Hinsichtlich eines letzten Fahrzeugs ist die Lieferung ebenfalls steuerpflichtig. Nach der Überzeugung des Senats ist der Inhalt des Frachtbriefs unrichtig. Daraus schließt der Senat, dass das Fahrzeug bereits am Tag der Abholung auf die abholende Person in Deutschland zugelassen worden ist. Der Frachtbrief enthält insoweit unrichtige Angaben. Auch ist die Klägerin nicht in ihrem guten Glauben an die Richtigkeit der in dem Frachtbrief enthaltenen Angaben geschützt, was u.a. daraus folgt, dass sie diesen erst zwei Jahre und drei Monate nach dem Verkauf bei der Frachtführerin angefordert hat. Zudem wirft der vorgelegte Frachtbrief Zweifel an der Vertretungsbefugnis der Person, die den Frachtbrief unterschrieben hat, auf.

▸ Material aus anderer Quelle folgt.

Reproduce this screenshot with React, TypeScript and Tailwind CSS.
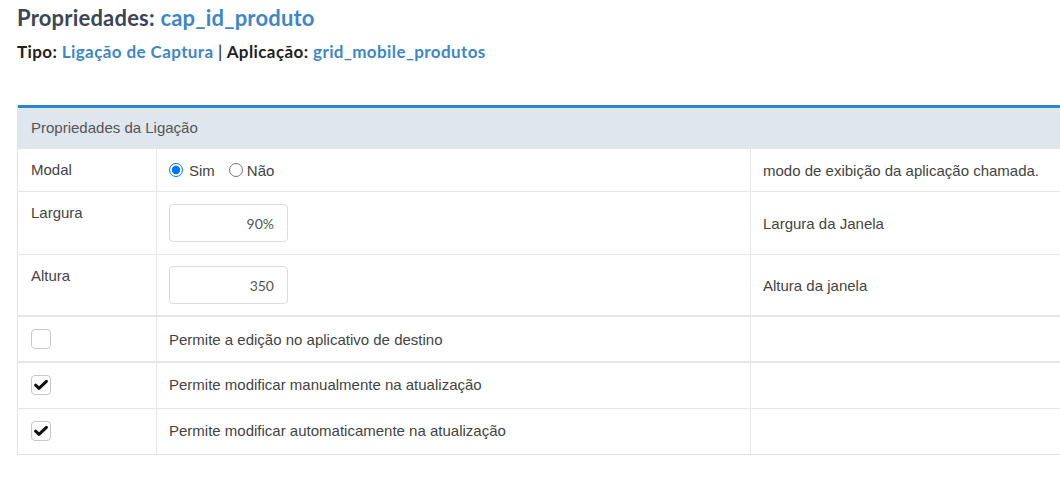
import React from "react";

const Check = ({ checked }: { checked: boolean }) => (
  <div className="w-[20px] h-[20px] rounded-[4px] border border-[#c8c8c8] bg-white flex items-center justify-center">
    {checked && (
      <svg width="14" height="12" viewBox="0 0 14 12">
        <path d="M1.6 6.2 L5 9.4 L12.4 2.3" fill="none" stroke="#111" strokeWidth="3" strokeLinecap="round" strokeLinejoin="round" />
      </svg>
    )}
  </div>
);

const cellL = "w-[139px] shrink-0 px-[13px] pt-[12px] border-r border-[#e6e6e6]";
const cellM = "w-[594px] shrink-0 px-[12px] flex items-center border-r border-[#e6e6e6]";
const cellR = "flex-1 px-[12px] flex items-center";

export default function App() {
  return (
    <div className="w-[1060px] h-[481px] overflow-hidden bg-white" style={{ fontFamily: "'Liberation Sans', Arial, sans-serif" }}>
      <div className="pl-[17px] pt-[3px]" style={{ fontFamily: "Lato, sans-serif" }}>
        <div className="text-[22px] font-bold leading-[30px] text-[#3a4656] tracking-[0.2px]">
          Propriedades: <span className="text-[#3d87c9]">cap_id_produto</span>
        </div>
        <div className="mt-[9px] text-[17px] font-bold leading-[20px] text-[#222] tracking-[0.4px]">
          Tipo: <span className="text-[#3d87c9]">Ligação de Captura</span> <span className="font-normal">|</span> Aplicação:{" "}
          <span className="text-[#3d87c9]">grid_mobile_produtos</span>
        </div>
      </div>

      <div className="ml-[17px] mt-[43px] w-[1100px] border-l border-[#e3e3e3] text-[15px] text-[#444]">
        <div className="h-[3px] bg-[#2a86d1]" />
        <div className="h-[41px] bg-[#dfe6ee] px-[13px] flex items-center text-[#555]">Propriedades da Ligação</div>

        <div className="flex h-[43px] border-b border-[#e6e6e6]">
          <div className={cellL + " leading-[18px] pt-[11px]"}>Modal</div>
          <div className={cellM}>
            <label className="flex items-center">
              <input type="radio" name="m" defaultChecked className="m-0 w-[14px] h-[14px]" />
              <span className="ml-[6px] mt-[2px]">Sim</span>
            </label>
            <label className="flex items-center ml-[14px]">
              <input type="radio" name="m" className="m-0 w-[14px] h-[14px]" />
              <span className="ml-[4px] mt-[2px]">Não</span>
            </label>
          </div>
          <div className={cellR + " pt-[2px]"}>modo de exibição da aplicação chamada.</div>
        </div>

        <div className="flex h-[63px] border-b border-[#e6e6e6]">
          <div className={cellL + " leading-[18px]"}>Largura</div>
          <div className={cellM}>
            <div className="w-[119px] h-[38px] rounded-[4px] border border-[#dcdcdc] flex items-center justify-end pr-[13px] text-[14px] text-[#555]" style={{ fontFamily: "Lato, sans-serif" }}>90%</div>
          </div>
          <div className={cellR + " pt-[2px]"}>Largura da Janela</div>
        </div>

        <div className="flex h-[62px] border-b-2 border-[#e6e6e6]">
          <div className={cellL + " leading-[18px]"}>Altura</div>
          <div className={cellM}>
            <div className="w-[119px] h-[38px] rounded-[4px] border border-[#dcdcdc] flex items-center justify-end pr-[13px] text-[14px] text-[#555]" style={{ fontFamily: "Lato, sans-serif" }}>350</div>
          </div>
          <div className={cellR + " pt-[2px]"}>Altura da janela</div>
        </div>

        <div className="flex h-[46px] border-b-2 border-[#e6e6e6]">
          <div className={cellL + " pt-[11px]"}><Check checked={false} /></div>
          <div className={cellM + " pt-[2px]"}>Permite a edição no aplicativo de destino</div>
          <div className={cellR} />
        </div>

        <div className="flex h-[46px] border-b border-[#e6e6e6]">
          <div className={cellL + " pt-[12px]"}><Check checked /></div>
          <div className={cellM}>Permite modificar manualmente na atualização</div>
          <div className={cellR} />
        </div>

        <div className="flex h-[46px] border-b border-[#e0e0e0]">
          <div className={cellL + " pt-[12px]"}><Check checked /></div>
          <div className={cellM}>Permite modificar automaticamente na atualização</div>
          <div className={cellR} />
        </div>
      </div>
    </div>
  );
}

Eine Vorlage an den EuGH zu der von der Klägerin aufgeworfenen Frage, ob die Umsetzung des Art. 138 Abs. 1 MwStSystRL durch § 6a UStG, §§ 17a ff. UStDV oder die Auslegung dieser Vorschriften durch den BFH gegen Unionsrecht verstoße, hält der Senat nicht für erforderlich.
Die Revision wurde nach der Beschwerde der Klägerin vor dem BFH zugelassen (V B 34/25).
Einordnung
Der BFH hat durch dieses Verfahren erneut Gelegenheit, die Anforderungen an den Vertrauensschutz und allgemeiner an das Handeln mit Sorgfalt genauer zu bestimmen. Dies hat ganz praktische Auswirkungen auf die Anstrengungen, die im Alltag eines Unternehmens umgesetzt werden müssen.